The Luddite Legacy in Modern Memory

Over time, the term “Luddite” acquired a pejorative gloss, used to describe anyone irrationally opposed to technology. That caricature obscures the genuine grievances and strategic thinking of the original movement. Historians have recovered a more nuanced picture, showing that the Luddites were not anti-technology in a blanket sense; they were defending a particular way of life and a set of economic relationships they had negotiated over generations. The Luddite story as retold by Historic UK underscores their role as skilled men who feared destitution more than machines.

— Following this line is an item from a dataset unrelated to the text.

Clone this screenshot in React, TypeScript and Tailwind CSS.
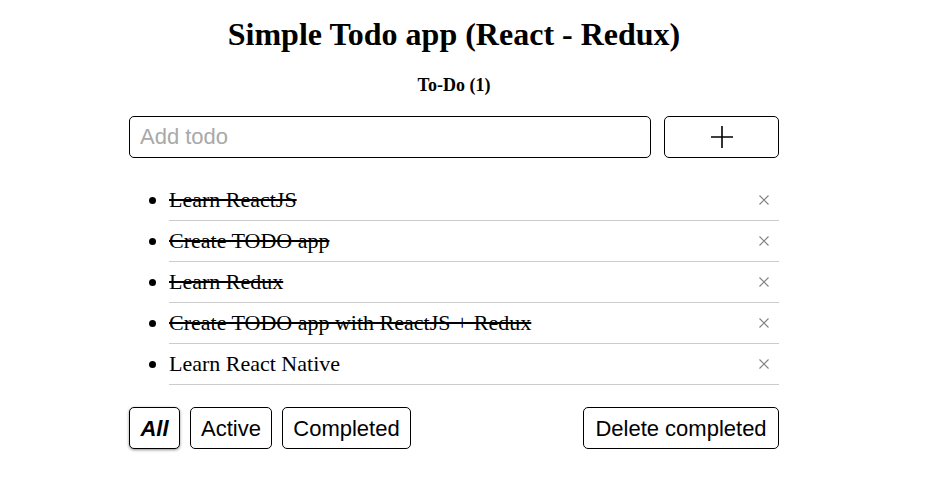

In contemporary debates about automation and the gig economy, the Luddite experience is frequently invoked as a cautionary tale about neglecting the social cost of economic transformation. The destruction of the machines might have failed, but the questions they raised—about dignity, security, and the distribution of productivity gains—remain stubbornly relevant.

Conclusion

The aftermath of the Luddite clashes was not simply a story of broken frames and broken bodies. It was the moment when Britain confronted the underside of its industrial revolution with bayonets and gallows, and in doing so, etched a deep line between political economy and social conscience. The military occupation of the Midlands and North, the hurried passage of capital legislation, and the show trials of 1813 all signalled a state willing to defend innovation with lethal force. But the parliamentary debates, the dissenting voices, and the persistent memory of starving weavers also planted the seeds of reform. Luddism was suppressed, but the conditions that spawned it could not be banished by force alone. Each generation that followed had to wrestle with the same tension: how to reap the benefits of new technology without sacrificing the welfare of those whose labor it displaces. That unresolved tension remains one of the movement’s most enduring legacies.